The Critical Role of Advanced Station Antennas
If waveguides are the arteries, then the station antenna is the heart and voice of the system. Dolph Microwave’s antennas are not simple passive elements; they are complex electromagnetic systems designed for specific patterns, gain, and polarization. A primary focus is on parabolic reflector antennas, which are the workhorses for satellite communication, terrestrial microwave links, and radar. The gain of a parabolic antenna is directly proportional to its diameter and the square of the frequency. For instance, a 3.8-meter antenna operating at 14 GHz can easily achieve a gain of over 45 dBi. To put that in perspective, a gain of 45 dBi means the antenna focuses power more than 30,000 times more effectively in its main beam compared to an isotropic radiator (a theoretical point source that radiates equally in all directions).
This high gain enables long-distance links, but it comes with a challenge: the beamwidth becomes extremely narrow. A high-gain antenna might have a half-power beamwidth of less than 1 degree. This demands exceptional pointing accuracy and structural stability. Dolph addresses this through robust mechanical design using materials like galvanized steel or aluminum for the reflector and mount, often incorporating motorized positioning systems for satellite tracking with arc-second accuracy. The reflector surface itself is typically made from aluminum panels with a tolerance that ensures a surface accuracy better than λ/20 (where λ is the wavelength) at the highest operating frequency. At 30 GHz, a wavelength is only 10 mm, meaning the surface cannot deviate by more than 0.5 mm from a perfect parabola without significantly scattering the signal.
Material Science and Environmental Hardening
A product’s datasheet performance is one thing; its performance after years exposed to salt spray, UV radiation, torrential rain, and temperature cycles from -40°C to +70°C is another. Dolph Microwave’s commitment to reliability is deeply rooted in its material selection and protective finishes. For antenna reflectors, a proprietary multi-layer coating system is often applied. This typically starts with a zinc-phosphate pretreatment for adhesion, followed by an epoxy primer for corrosion resistance, and finishes with a polyurethane topcoat that is highly resistant to UV degradation and chalking. This ensures that the antenna’s gain pattern remains stable over a decade or more of service.

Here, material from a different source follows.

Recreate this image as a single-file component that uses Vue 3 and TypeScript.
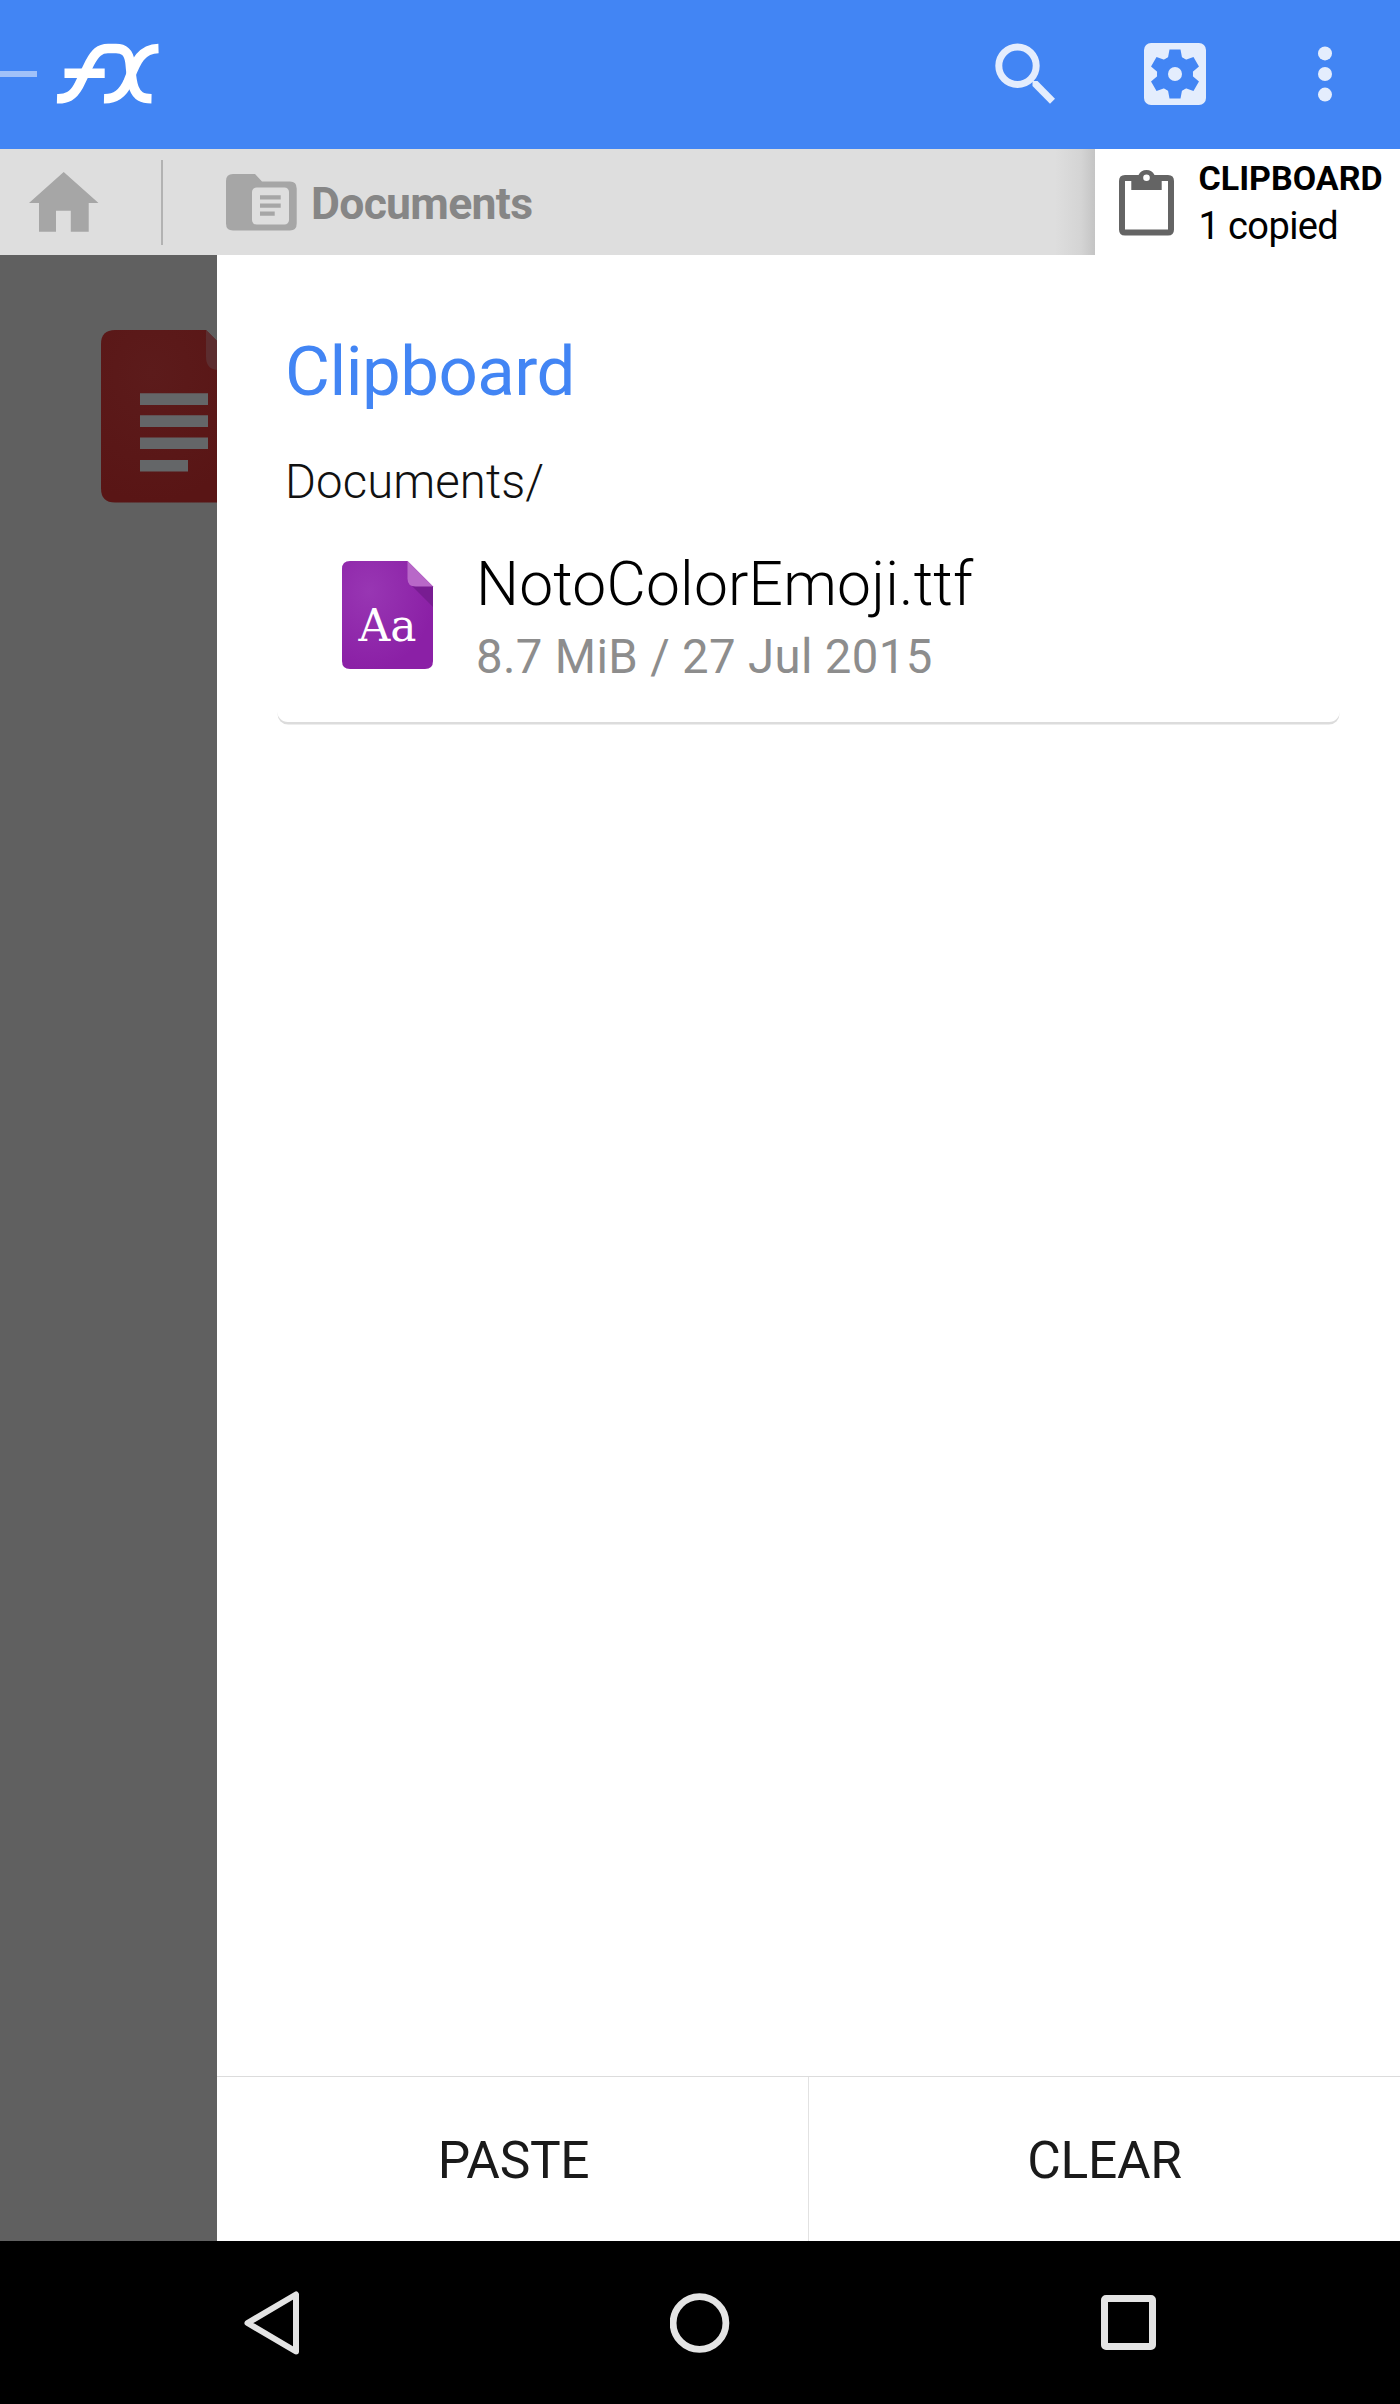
<script setup lang="ts">
interface ClipItem {
  name: string
  meta: string
}

const location = 'Documents/'
const items: ClipItem[] = [{ name: 'NotoColorEmoji.ttf', meta: '8.7 MiB / 27 Jul 2015' }]
const actions: string[] = ['PASTE', 'CLEAR']
</script>

<template>
  <div class="screen">
    <header class="appbar">
      <i class="drawer-hint"></i>
      <svg class="logo" width="104" height="64" viewBox="0 0 104 64" fill="none" stroke="#fff" stroke-width="9.6">
        <path d="M2 56.700C12 57 18 54 23.500 44L35 20.500C40 11 44.500 6.500 53 6.500L61 6.500C69 6.500 73.500 10 75 20C76 28 76 38 79 46C82 54 87 56.500 96.500 56.700" />
        <path d="M9.500 31.200H49.700" />
        <path d="M49 56.700C61 57 68 51 73 40C80 23 84 7 103.500 6.500" />
      </svg>
      <div class="tools">
        <svg width="60" height="62" viewBox="0 0 60 62">
          <circle cx="22.500" cy="22.800" r="18.700" fill="none" stroke="#e4edfd" stroke-width="7" />
          <path d="M37.500 38H42.500L60 55.700L55 60.700L37.500 43Z" fill="#e4edfd" />
        </svg>
        <svg width="62" height="62" viewBox="0 0 62 62">
          <rect width="62" height="62" rx="7" fill="#e4edfd" />
          <g fill="#4285f4" transform="translate(31 31)">
            <circle r="18" />
            <path v-for="n in 6" :key="n" d="M-11 -13L-7 -16.500L-5.500 -24.500H5.500L7 -16.500L11 -13Z" :transform="`rotate(${n * 60})`" />
          </g>
          <circle cx="31" cy="31" r="7" fill="#e4edfd" />
        </svg>
        <svg width="14" height="56" viewBox="0 0 14 56" fill="#e4edfd">
          <circle cx="7" cy="7.400" r="7" />
          <circle cx="7" cy="28" r="7" />
          <circle cx="7" cy="48.600" r="7" />
        </svg>
      </div>
    </header>

    <nav class="crumbs">
      <svg class="home" width="70" height="60" viewBox="0 0 70 60">
        <path d="M34.700 0L69.500 31H59.700V59.800H41.800V38.800H27V59.800H10V31H0Z" fill="#a6a6a6" />
      </svg>
      <i class="sep"></i>
      <svg class="folder" width="71" height="57" viewBox="0 0 71 57">
        <path d="M7 0H29L36 7.500H64Q70.700 7.500 70.700 14.500V49.500Q70.700 56.500 64 56.500H7Q0 56.500 0 49.500V7Q0 0 7 0Z" fill="#a6a6a6" />
        <rect x="26" y="13.500" width="37" height="37" rx="4.500" fill="#dedede" />
        <path d="M34 21.300H54.700V25.500H34ZM34 29.500H54.700V33.700H34ZM34 37.500H48.700V41.700H34Z" fill="#a6a6a6" />
      </svg>
      <span class="crumb">Documents</span>
      <div class="cliptab">
        <svg width="56" height="69" viewBox="0 0 56 69">
          <path fill-rule="evenodd" fill="#646464" d="M6 7H19.500A9 9 0 0 1 35.500 7H49Q55 7 55 13V61.500Q55 67.500 49 67.500H6Q0 67.500 0 61.500V13Q0 7 6 7ZM12.300 13H6V61.500H49V13H42.700V22H12.300ZM27.500 6.500A3.300 3.300 0 1 0 27.500 13.100A3.300 3.300 0 1 0 27.500 6.500Z" />
        </svg>
        <div class="cliptext">
          <b>CLIPBOARD</b>
          <span>1 copied</span>
        </div>
      </div>
    </nav>

    <main class="body">
      <aside class="scrim">
        <svg width="116" height="173" viewBox="0 0 116 173">
          <defs>
            <radialGradient id="red" cx="0.35" cy="0.25" r="0.75">
              <stop offset="0" stop-color="#5c1b1b" />
              <stop offset="1" stop-color="#591515" />
            </radialGradient>
          </defs>
          <path d="M14 0H105L145 40V172.500H14Q0 172.500 0 158.500V14Q0 0 14 0Z" fill="url(#red)" />
          <path d="M105 0L145 40H118Q105 40 105 27Z" fill="#5c2d2f" />
          <path d="M39 63.300H107V75H39ZM39 85.300H107V97H39ZM39 107.500H107V119H39ZM39 130H87V141.500H39Z" fill="#646668" />
        </svg>
      </aside>

      <section class="panel">
        <h1>Clipboard</h1>
        <p class="path">{{ location }}</p>
        <article v-for="item in items" :key="item.name" class="card">
          <svg width="92" height="108" viewBox="0 0 92 108">
            <defs>
              <radialGradient id="purple" cx="0.3" cy="0.28" r="0.72">
                <stop offset="0" stop-color="#9836b3" />
                <stop offset="1" stop-color="#8b20a6" />
              </radialGradient>
            </defs>
            <path d="M8 0H65.500L91 25.500V100Q91 108 83 108H8Q0 108 0 100V8Q0 0 8 0Z" fill="url(#purple)" />
            <path d="M70 25L91 46V25Z" fill="#781d92" />
            <path d="M65.500 0L91 25.500H73.500Q65.500 25.500 65.500 17.500Z" fill="#b868c8" />
            <text x="45.500" y="79.500" text-anchor="middle" textLength="58" lengthAdjust="spacingAndGlyphs" fill="#fff" font-family="DejaVu Serif, serif" font-size="44">Aa</text>
          </svg>
          <div>
            <div class="name">{{ item.name }}</div>
            <div class="meta">{{ item.meta }}</div>
          </div>
        </article>
        <footer class="actions">
          <button v-for="a in actions" :key="a" type="button"><span>{{ a }}</span></button>
        </footer>
      </section>
    </main>

    <footer class="sysnav">
      <svg width="56" height="64" viewBox="0 0 56 64" fill="none" stroke="#e4e4e4" stroke-width="6" stroke-linejoin="round">
        <path d="M53 3.500V60.500L4.500 32Z" />
      </svg>
      <svg width="60" height="60" viewBox="0 0 60 60" fill="none" stroke="#e4e4e4" stroke-width="6.800">
        <circle cx="29.500" cy="30" r="26.400" />
      </svg>
      <svg width="55" height="55" viewBox="0 0 55 55" fill="none" stroke="#e4e4e4" stroke-width="7">
        <rect x="3.500" y="3.500" width="48" height="48" rx="1.500" />
      </svg>
    </footer>
  </div>
</template>

<style>
body {
  margin: 0;
}
</style>

<style scoped>
.screen {
  width: 1400px;
  height: 2404px;
  display: flex;
  flex-direction: column;
  overflow: hidden;
  background: #fff;
  font-family: Roboto, "Liberation Sans", sans-serif;
}
svg {
  display: block;
  flex: none;
}
.appbar {
  height: 149px;
  flex: none;
  display: flex;
  align-items: center;
  background: #4285f4;
}
.drawer-hint {
  width: 37px;
  height: 6px;
  margin-top: -1px;
  background: #a0c1f9;
}
.logo {
  margin: -1px 0 0 18px;
}
.tools {
  margin: -1px 68px 0 auto;
  display: flex;
  align-items: center;
}
.tools svg:nth-child(2) {
  margin-left: 89px;
}
.tools svg:nth-child(3) {
  margin-left: 112px;
}
.crumbs {
  height: 106px;
  flex: none;
  display: flex;
  align-items: center;
  background: linear-gradient(to left, #c4c4c4 0, #d4d4d4 14px, #dedede 40px) 0 0 / 1095px 100% no-repeat #dedede;
}
.home {
  margin: 0 0 0 29px;
}
.sep {
  width: 2px;
  height: 85px;
  margin: 0 0 0 62px;
  background: #b2b2b2;
}
.folder {
  margin-left: 63px;
}
.crumb {
  margin: 3px 0 0 14px;
  font-size: 44.5px;
  font-weight: 700;
  line-height: 60px;
  letter-spacing: -0.7px;
  color: #868686;
}
.cliptab {
  box-sizing: border-box;
  width: 305px;
  height: 106px;
  margin-left: auto;
  padding-left: 24px;
  display: flex;
  align-items: center;
  background: #fff;
  color: #000;
}
.cliptext {
  margin-left: 23.5px;
  white-space: nowrap;
}
.cliptext b,
.cliptext span {
  display: block;
}
.cliptext b {
  font-size: 34px;
  line-height: 48px;
}
.cliptext span {
  font-size: 38px;
  line-height: 48px;
  letter-spacing: -0.6px;
}
.body {
  flex: 1;
  display: flex;
}
.scrim {
  width: 217px;
  box-sizing: border-box;
  padding: 75px 0 0 101px;
  background: #606060;
}
.panel {
  flex: 1;
  display: flex;
  flex-direction: column;
  padding-top: 77px;
}
h1 {
  margin: 0 0 40px 68px;
  font-size: 69px;
  line-height: 80px;
  font-weight: 400;
  letter-spacing: -0.5px;
  color: #4285f4;
}
.path {
  margin: 0 0 0 68px;
  font-size: 47.3px;
  line-height: 60px;
  font-weight: 300;
  letter-spacing: 0.1px;
  color: #111;
}
.card {
  box-sizing: border-box;
  width: 1063px;
  height: 210px;
  margin-left: 60px;
  padding: 38px 0 0 65px;
  display: flex;
  border-radius: 11px;
  box-shadow: 0 3px 0 -0.5px #dcdcdc;
  clip-path: inset(0 0 -4px 0);
}
.card > svg {
  margin-top: 11px;
}
.card > div {
  margin-left: 42px;
}
.name {
  font-size: 60.5px;
  line-height: 70px;
  font-weight: 300;
  letter-spacing: 0.2px;
  color: #000;
}
.meta {
  margin-top: 7px;
  font-size: 47.3px;
  line-height: 60px;
  letter-spacing: 0.35px;
  color: #8d8d8d;
}
.actions {
  height: 164px;
  margin-top: auto;
  display: flex;
  border-top: 1px solid #dcdcdc;
}
.actions button {
  flex: 1;
  border: 0;
  padding: 3px 0 0;
  background: none;
  font: 400 51.5px/60px Roboto, sans-serif;
  letter-spacing: -0.3px;
  color: #1a1a1a;
}
.actions button:first-child span {
  margin-left: 2px;
}
.actions button + button {
  border-left: 1px solid #e2e2e2;
}
.sysnav {
  box-sizing: border-box;
  height: 163px;
  flex: none;
  padding: 0 244px 0 243px;
  display: flex;
  align-items: center;
  justify-content: space-between;
  background: #000;
}
</style>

For waveguide runs exposed to the elements, pressurization systems are a common solution. Dry, inert air or nitrogen is pumped through the waveguide at a slight positive pressure (a few psi). This serves two critical functions: it prevents the ingress of moisture that would cause catastrophic signal loss and corrosion, and it provides an early warning system. A pressure drop indicates a leak, allowing for proactive maintenance before water damage occurs. The seals and O-rings used in these systems are made from fluorocarbon elastomers like Viton, chosen for their stability across the military-specified temperature range.
Customization and Integration for Complex Systems
Off-the-shelf solutions rarely suffice for cutting-edge applications. A defense radar system, for example, may require an antenna array with specific sidelobe suppression levels to avoid jamming, or a unique polarization scheme for discriminating between different types of targets. Dolph’s engineering team works directly with clients to develop custom solutions. This process often begins with sophisticated electromagnetic simulation software like ANSYS HFSS or CST Studio Suite to model the antenna’s performance virtually. These simulations can predict radiation patterns, impedance, and coupling effects with a high degree of accuracy before a single piece of metal is cut.
This capability is particularly valuable for creating active electronically scanned arrays (AESAs). Instead of a single feed horn and a mechanical positioner, an AESA uses a grid of hundreds or thousands of individual transmit/receive modules. By electronically controlling the phase of the signal from each module, the beam can be steered almost instantaneously across a wide field of view without any moving parts. This technology is fundamental to modern fighter jet radars and naval defense systems. Designing the waveguide feed network for such an array is an immense challenge, requiring precise power division and phase matching across all elements. Dolph’s expertise in both waveguide design and integration with semiconductor components positions them as a key supplier for these advanced systems. The ability to rapidly prototype and test these designs, moving from simulation to measured results in an anechoic chamber, drastically shortens development cycles for their clients.
Quality Assurance and Testing Protocols
Delivering high-frequency components that perform to specification every time requires a rigorous quality assurance regime. Every major component from Dolph Microwave undergoes a battery of tests. Dimensional inspection is performed using coordinate measuring machines (CMMs) to verify critical tolerances. For waveguides, a vector network analyzer (VNA) is used to measure S-parameters, which quantify insertion loss, return loss (related to VSWR), and isolation across the entire frequency band. These tests are conducted not just at room temperature, but also in environmental chambers that cycle temperature to ensure performance stability.
For antennas, the final proof is performance in an antenna test range. This is typically a large, shielded anechoic chamber lined with pyramid-shaped RF absorbers to simulate free-space conditions. The antenna under test is mounted on a precision positioner, and its radiation pattern is measured by a probe antenna. This process generates detailed polar plots showing the main lobe, sidelobes, and nulls. Key performance indicators like gain, beamwidth, and polarization purity are measured and certified. This data is what allows a satellite operator to be confident that their ground station antenna will maintain a solid link with a spacecraft orbiting 36,000 kilometers away. This commitment to verifiable performance, backed by data from advanced test equipment, is what separates a component supplier from a true technology partner.